県教委は9日付けで、13日から全国大会などにつながる大会に出場したりする場合に限り、長期の休止期間に起因するケガ防止のため、大会出場の登録選手ら最小限の生徒に対し、平日のみ週3日以内▽1日90分以内―などの制限付きで活動再開を認める通知を各校に送っている。

関係者は上位大会の日程や感染状況を見ながら、公式戦の日程再編成に取り組んでいる。10月30、31日に東海高校新人大会の開催が予定されている陸上競技専門部は県予選にあたる県高校新人大会を10月2、3日、無観客試合で開くとしている。

来年春のセンバツ出場校が決まる秋季東海地区高校野球大会の抽選会を10月12日に控える高野連も19日から県大会の地区予選を再開した。県大会は当初、26チームで今月11日に開幕する予定だったが、夏の県大会優勝の三重高校を含めた9チームが決まった先月25日以降、地区予選の開催を見合わせていた。

県大会の開幕は今月末を目指すが緊急事態宣言下で県営や市営の球場が借りられず、代替措置として各校グラウンドを借りる方針だ。学校施設を利用する場合、報道陣も含めた完全無観客試合で行うとし「大切な子どもたちの大会が開催できなくなる可能性がある。役員、審判員、選手、補助員が完璧に大会を運営、実施しようとしている」と説明する。


コロナ禍で目標とする大会そのものを失う生徒も。三重同様緊急事態宣言下の栃木県で10月28日から開催を予定されていた全日本女子ボクシング選手権(ジュニア)は今月中止が決まった。県内からは久居、明野の二校のボクシング部に所属する女子部員数人が参加を予定していた。

高校世代の女子ボクシングの全国大会は男子に比べて少なく、春休み中に開かれる全国高校選抜以外全日本ジュニアしかない。ともに高二から東海地区負けなしの明野高校三年の大薮碧美さん=ピン級=、久居高校三年の松島夢莉さん=フライ級=の場合、今年春の選抜はコロナ禍で地区予選開催が遅れたため全国大会に参加できず、高校最後の全日本ジュニアに照準に合わせて練習してきた。

学校の施設が使えなくなった先月末以降も自宅などでトレーニングを続けてきただけに、全日本ジュニア中止が決まったと聞かされた時は「ショックだった」と口をそろえる。

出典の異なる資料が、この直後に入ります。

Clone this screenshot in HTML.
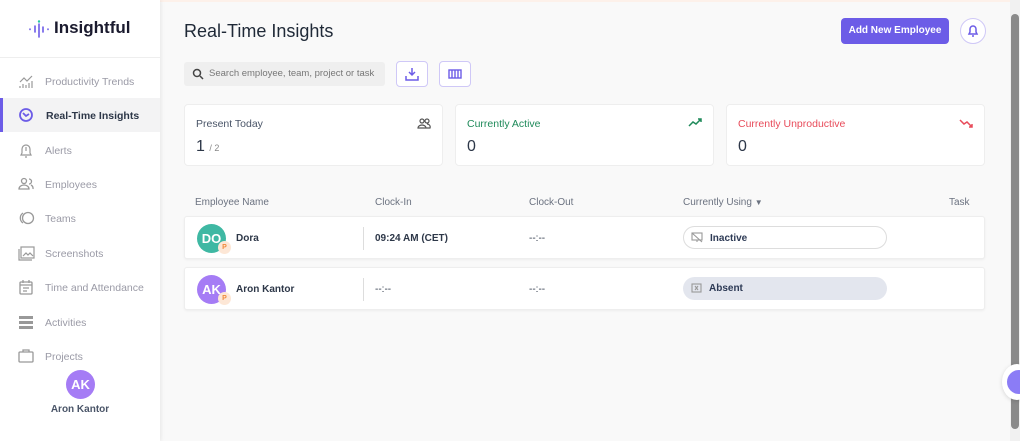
<!DOCTYPE html>
<html><head><style>
*{box-sizing:border-box;margin:0;padding:0}
body{width:1020px;height:441px;overflow:hidden;background:#f9f9f9;font-family:"Liberation Sans",sans-serif;position:relative;color:#2d3748}
.sb{position:absolute;left:0;top:0;width:160px;height:441px;background:#fff;box-shadow:1px 0 4px rgba(0,0,0,.08)}
.logo{position:absolute;left:0;top:0;width:160px;height:58px;border-bottom:1px solid #eee}
.logo span{position:absolute;left:54px;top:18px;font-size:17px;font-weight:bold;color:#1a1a2e}
.it{position:absolute;left:0;width:160px;height:34px;font-size:10.5px;color:#9a9aa6}
.it span{position:absolute;left:45px;top:12px}
.it svg{position:absolute;left:18px;top:9px}
.act{background:#f3f3f4;color:#2d3748;font-weight:bold;border-left:3px solid #6c5ce7}
.av{position:absolute;border-radius:50%;color:#fff;font-weight:bold;text-align:center}
.abs{position:absolute}
.card{position:absolute;top:104px;width:259px;height:62px;background:#fff;border:1px solid #eee;border-radius:4px}
.card .t{position:absolute;left:11px;top:13px;font-size:10.5px}
.card .n{position:absolute;left:11px;top:33px;font-size:16px;color:#2d3748}
.row{position:absolute;left:184px;width:801px;height:43px;background:#fff;border:1px solid #eee;border-radius:3px;box-shadow:0 1px 2px rgba(0,0,0,.05)}
.th{position:absolute;top:197px;font-size:10px;color:#6b7280}
.txt{position:absolute;font-size:10px;font-weight:bold;color:#2d3748}
.pill{position:absolute;left:498px;top:9px;width:204px;height:23px;border-radius:12px;font-size:10px;font-weight:bold;color:#2d3a55}
.pill span{position:absolute;left:26px;top:6px}
.badge{position:absolute;width:13px;height:13px;border-radius:50%;background:#fde7d6;color:#f08a3c;font-size:7px;font-weight:bold;text-align:center;line-height:13px}
</style></head><body>
<div class="abs" style="left:0;top:0;width:1020px;height:2px;background:#fdf1ea"></div>
<div class="sb">
 <div class="logo">
  <svg class="abs" style="left:28px;top:20px" width="22" height="18"><g stroke="#6c5ce7" stroke-width="1.6" stroke-linecap="round"><line x1="2" y1="9" x2="2" y2="9.5"/><line x1="7" y1="6" x2="7" y2="12"/><line x1="11" y1="4" x2="11" y2="17"/><line x1="15" y1="7" x2="15" y2="12"/><line x1="20" y1="9" x2="20" y2="9.5"/></g><circle cx="11" cy="1.5" r="1.2" fill="#27c6a5"/></svg>
  <span>Insightful</span>
 </div>
 <div class="it" style="top:64px"><svg width="16" height="16" fill="none" stroke="#999" stroke-width="1.2"><path d="M2 9l4-4 3 3 5-5M2 15v-2M5 15v-4M8 15v-3M11 15v-5M14 15v-7"/></svg><span>Productivity Trends</span></div>
 <div class="it act" style="top:98px"><svg width="16" height="16" style="left:15px" fill="none" stroke="#6c5ce7" stroke-width="1.8"><circle cx="8" cy="8" r="6"/><path d="M5 6l3 3 3-2"/></svg><span style="left:43px">Real-Time Insights</span></div>
 <div class="it" style="top:133px"><svg width="16" height="16" fill="none" stroke="#999" stroke-width="1.2"><path d="M3 13h10l-1-2V7a4 4 0 00-8 0v4zM8 5v4M7 15h2"/></svg><span>Alerts</span></div>
 <div class="it" style="top:167px"><svg width="16" height="16" fill="none" stroke="#999" stroke-width="1.3"><circle cx="6" cy="5" r="2.5"/><path d="M1 13a5 4 0 0110 0zM11 3a2.5 2.5 0 010 5M13 9a4 4 0 012 4"/></svg><span>Employees</span></div>
 <div class="it" style="top:201px"><svg width="18" height="16" fill="none" stroke="#999" stroke-width="1.3"><circle cx="10" cy="8" r="5.5"/><path d="M5 3a6 6 0 000 10"/></svg><span>Teams</span></div>
 <div class="it" style="top:236px"><svg width="18" height="16" fill="none" stroke="#999" stroke-width="1.2"><rect x="3" y="2" width="13" height="11"/><path d="M1 4v11h13M5 11l3-3 2 2 2-2 3 3"/></svg><span>Screenshots</span></div>
 <div class="it" style="top:270px"><svg width="16" height="16" fill="none" stroke="#999" stroke-width="1.3"><rect x="2" y="3" width="12" height="12" rx="1"/><path d="M5 1v3M11 1v3M2 6h12M5 9h6M5 12h4"/></svg><span>Time and Attendance</span></div>
 <div class="it" style="top:305px"><svg width="16" height="16" fill="#999"><rect x="1" y="2" width="14" height="3"/><rect x="1" y="7" width="14" height="3"/><rect x="1" y="12" width="14" height="3"/></svg><span>Activities</span></div>
 <div class="it" style="top:339px"><svg width="16" height="16" fill="none" stroke="#999" stroke-width="1.3"><rect x="1" y="4" width="14" height="10" rx="1"/><path d="M5 4V2h6v2"/></svg><span>Projects</span></div>
 <div class="av" style="left:66px;top:370px;width:29px;height:29px;background:#a57cf5;font-size:13px;line-height:29px">AK</div>
 <div class="abs" style="left:0;width:160px;top:404px;text-align:center;font-size:10px;font-weight:bold;color:#4a5568">Aron Kantor</div>
</div>
<div class="abs" style="left:184px;top:21px;font-size:18px;color:#1f2937">Real-Time Insights</div>
<div class="abs" style="left:841px;top:18px;width:108px;height:26px;background:#6c5ce7;border-radius:4px;color:#fff;font-size:10px;font-weight:bold;text-align:center;line-height:26px">Add New Employee</div>
<div class="abs" style="left:960px;top:18px;width:26px;height:26px;border-radius:50%;border:1px solid #cfc8f7;background:#fff"><svg width="24" height="24"><path d="M8 15h8l-1-2v-3a3 3 0 00-6 0v3zM11 17h2" fill="none" stroke="#6c5ce7" stroke-width="1.5"/></svg></div>
<div class="abs" style="left:184px;top:62px;width:201px;height:24px;background:#efefef;border-radius:3px"><svg class="abs" style="left:8px;top:6px" width="12" height="12" fill="none" stroke="#444" stroke-width="1.5"><circle cx="5" cy="5" r="3.5"/><path d="M8 8l3 3"/></svg><span class="abs" style="left:25px;top:6px;font-size:9.5px;color:#777">Search employee, team, project or task</span></div>
<div class="abs" style="left:396px;top:61px;width:32px;height:26px;border:1px solid #cfc8f7;border-radius:4px;background:#fff"><svg class="abs" style="left:8px;top:5px" width="14" height="14" fill="none" stroke="#6c5ce7" stroke-width="1.5"><path d="M7 1v7M4 5l3 3 3-3M1 9v4h12V9"/></svg></div>
<div class="abs" style="left:439px;top:61px;width:32px;height:26px;border:1px solid #cfc8f7;border-radius:4px;background:#fff"><svg class="abs" style="left:8px;top:6px" width="14" height="12" fill="none" stroke="#6c5ce7" stroke-width="1.4"><rect x="1" y="2" width="12" height="8"/><path d="M4 2v8M7 2v8M10 2v8"/></svg></div>
<div class="card" style="left:184px"><span class="t" style="color:#4a5568">Present Today</span><span class="n">1 <small style="font-size:9px;color:#888">/ 2</small></span><svg class="abs" style="left:232px;top:12px" width="14" height="12" fill="none" stroke="#555" stroke-width="1.2"><circle cx="5" cy="4" r="2"/><circle cx="10" cy="4" r="2"/><path d="M1 11a4 3 0 018 0zM9 11h4a3 3 0 00-3-4"/></svg></div>
<div class="card" style="left:455px"><span class="t" style="color:#1f8a5a">Currently Active</span><span class="n">0</span><svg class="abs" style="left:232px;top:13px" width="14" height="10" fill="none" stroke="#1f8a5a" stroke-width="1.5"><path d="M1 8l4-4 3 2 5-5M10 1h3v3"/></svg></div>
<div class="card" style="left:726px"><span class="t" style="color:#e84b5a">Currently Unproductive</span><span class="n">0</span><svg class="abs" style="left:232px;top:13px" width="14" height="10" fill="none" stroke="#e84b5a" stroke-width="1.5"><path d="M1 2l4 4 3-2 5 5M10 9h3V6"/></svg></div>
<span class="th" style="left:195px">Employee Name</span><span class="th" style="left:375px">Clock-In</span><span class="th" style="left:529px">Clock-Out</span><span class="th" style="left:683px">Currently Using <span style="font-size:8px">▼</span></span><span class="th" style="left:949px">Task</span>
<div class="row" style="top:216px">
 <div class="av" style="left:12px;top:7px;width:29px;height:29px;background:#3fb8a3;font-size:13px;line-height:29px">DO</div><div class="badge" style="left:33px;top:24px">P</div>
 <span class="txt" style="left:51px;top:16px">Dora</span>
 <div class="abs" style="left:178px;top:10px;width:1px;height:23px;background:#ddd"></div>
 <span class="txt" style="left:190px;top:16px">09:24 AM (CET)</span>
 <span class="txt" style="left:344px;top:16px;font-weight:normal">--:--</span>
 <div class="pill" style="border:1px solid #ddd;background:#fff"><svg class="abs" style="left:7px;top:5px" width="12" height="11" fill="none" stroke="#999" stroke-width="1.1"><rect x="1" y="1" width="10" height="7"/><path d="M1 1l10 9M6 8v2"/></svg><span>Inactive</span></div>
</div>
<div class="row" style="top:267px">
 <div class="av" style="left:12px;top:7px;width:29px;height:29px;background:#a57cf5;font-size:13px;line-height:29px">AK</div><div class="badge" style="left:33px;top:24px">P</div>
 <span class="txt" style="left:51px;top:16px">Aron Kantor</span>
 <div class="abs" style="left:178px;top:10px;width:1px;height:23px;background:#ddd"></div>
 <span class="txt" style="left:190px;top:16px;font-weight:normal">--:--</span>
 <span class="txt" style="left:344px;top:16px;font-weight:normal">--:--</span>
 <div class="pill" style="background:#e3e6ee"><svg class="abs" style="left:8px;top:6px" width="11" height="10" fill="none" stroke="#999" stroke-width="1.1"><rect x="1" y="1" width="9" height="8"/><path d="M4 3l3 4M7 3l-3 4"/></svg><span>Absent</span></div>
</div>
<div class="abs" style="left:1010px;top:0;width:10px;height:441px;background:#f1f1f1"></div>
<div class="abs" style="left:1011px;top:14px;width:8px;height:415px;background:#8a8a8a;border-radius:4px"></div>
<div class="abs" style="left:1002px;top:364px;width:30px;height:36px;border-radius:50%;background:#fff;box-shadow:0 1px 4px rgba(0,0,0,.15)"><div class="abs" style="left:5px;top:6px;width:24px;height:24px;border-radius:50%;background:#8b7cf6"></div></div>
</body></html>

高校でボクシングを終えるという松島さんは「最初で最後の全国大会。全てを出し切って一位を獲るつもりだった」と悔しさをにじませる。

日本ボクシング連盟は、年度内で感染状況が落ち着いた時期に高校世代の女子選手のための大会開催を模索している。県内でも三重とこわか国体の代替大会としての女子大会開催など検討中。久居高校の片山太一郎教諭は「目標が無ければ次の成長につながらない。女子ボクシングのこれからを担う選手を育てるためにも代替大会の開催を願っている」と話す。